Schulz gives a performance that is extremely comical but also sympathetic. At one point in the episode, he confides in his immediate superior, the kind and competent Geordi La Forge (LaVar Burton), that he is the guy who always writes down things to say before he goes to a party, then ends up spending the evening in the corner studying a potted plant. For a wallflower like me, this poor fellow who has earned the whispered nickname “Broccoli” from his crewmates is easy to relate to.

Not only is Barclay a wonderful character, but Guinan, the serene bartender portrayed by Whoopi Goldberg who is probably my favorite occasionally recurring character on TNG, has a terrific heart-to-heart with Geordi during which she encourages him to show oddball Barclay a little empathy. She relates the story of her brother, the black sheep of the family, who had a fantastic sense of humor that no one else got a chance to appreciate because they wrote him off so quickly. When Geordi explains how unpopular he is with the rest of the officers, complaining that he’s never on time and is always agitated, Guinan responds that if she were surrounded by people who didn’t like her, she’d probably be late and nervous too. Geordi is a very nice guy already, but this conversation is an important aid in helping him give Barclay another shot.

Anytime the holodeck comes into play, it’s a treat, because we get to explore entirely different settings from the sterile starship, often with fancy costumes for those usually stuck in the same uniform all the time and with literary or historical characters springing to life to interact with the crew. One of my all-time favorite posters is the American Library Association’s one featuring the members of Captain Picard’s crew holding their most beloved books. This doesn’t seem like much of a stretch because the show frequently includes allusions to various literary figures, particularly Sherlock Holmes.

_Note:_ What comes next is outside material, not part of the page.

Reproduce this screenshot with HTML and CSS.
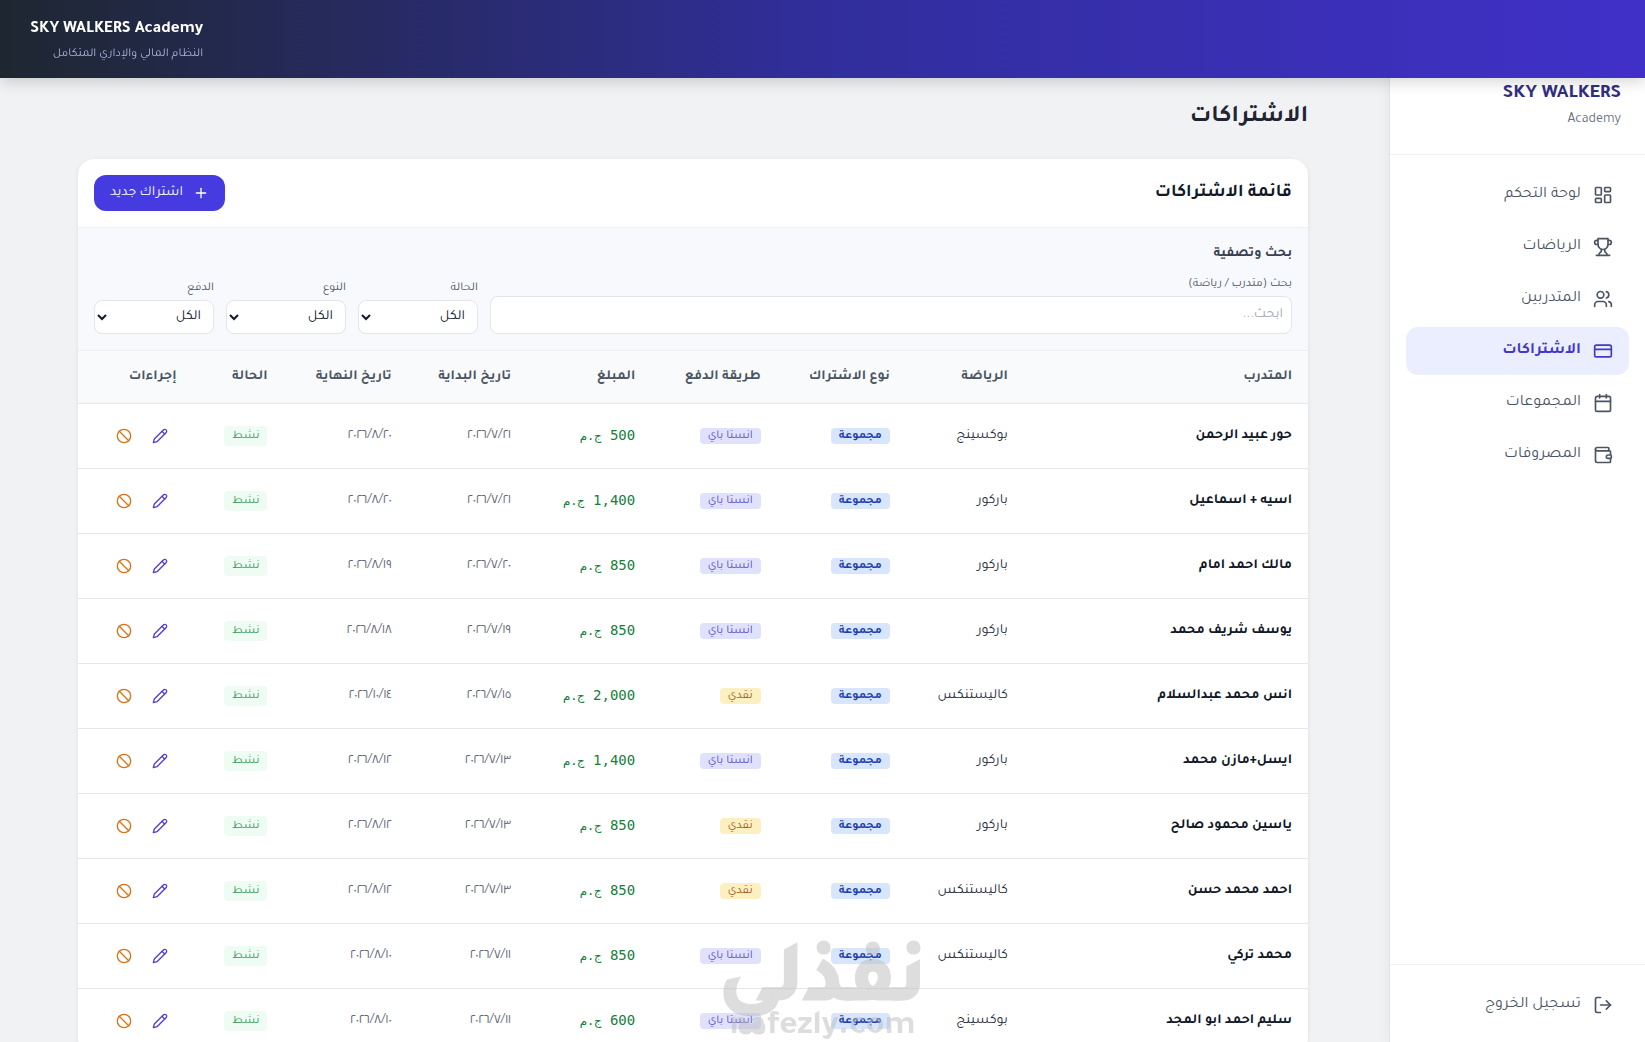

In this episode, we get the Three Musketeers, with Barclay programming his idyllic escape from reality with Picard (Patrick Stewart), Geordi, Data (Brent Spiner) as the famous swordsmen and Riker in the role of eager young D’Artagnan. All are accomplished duelers, but none can match the skill of Barclay, who, within his own little world, demonstrates none of his characteristic jitteriness. The Crushers (Gates McFadden and Wil Wheaton) and Deanna Troi (Marina Sirtis) also have amusing holoworld counterparts, and it’s especially entertaining to see how the real Geordi, Riker and Deanna react to them when they crash the program in search of Barclay.

This is an episode that seems very ahead of its time. Though it aired in 1990, it is the perfect cautionary tale on the dangers of getting too sucked into the Internet, particularly role-playing games. Sally Caves, who wrote the teleplay, seems to have anticipated the extent to which people could get drawn into this illusory world, particularly those who have trouble with real-life social interaction. Of course, the message could apply to any number of fiction-based entertainments, from books to Dungeons and Dragons. But it seems to fit the Internet especially well.

Hollow Pursuits is one of the funniest episodes of TNG, but it’s packed with meaning, with a lesson to the Barclays of the world not to retreat so far into their own imaginations that real life eludes them and to those who know such people not to let them feel so isolated that such pursuits seem like the only way to find peace.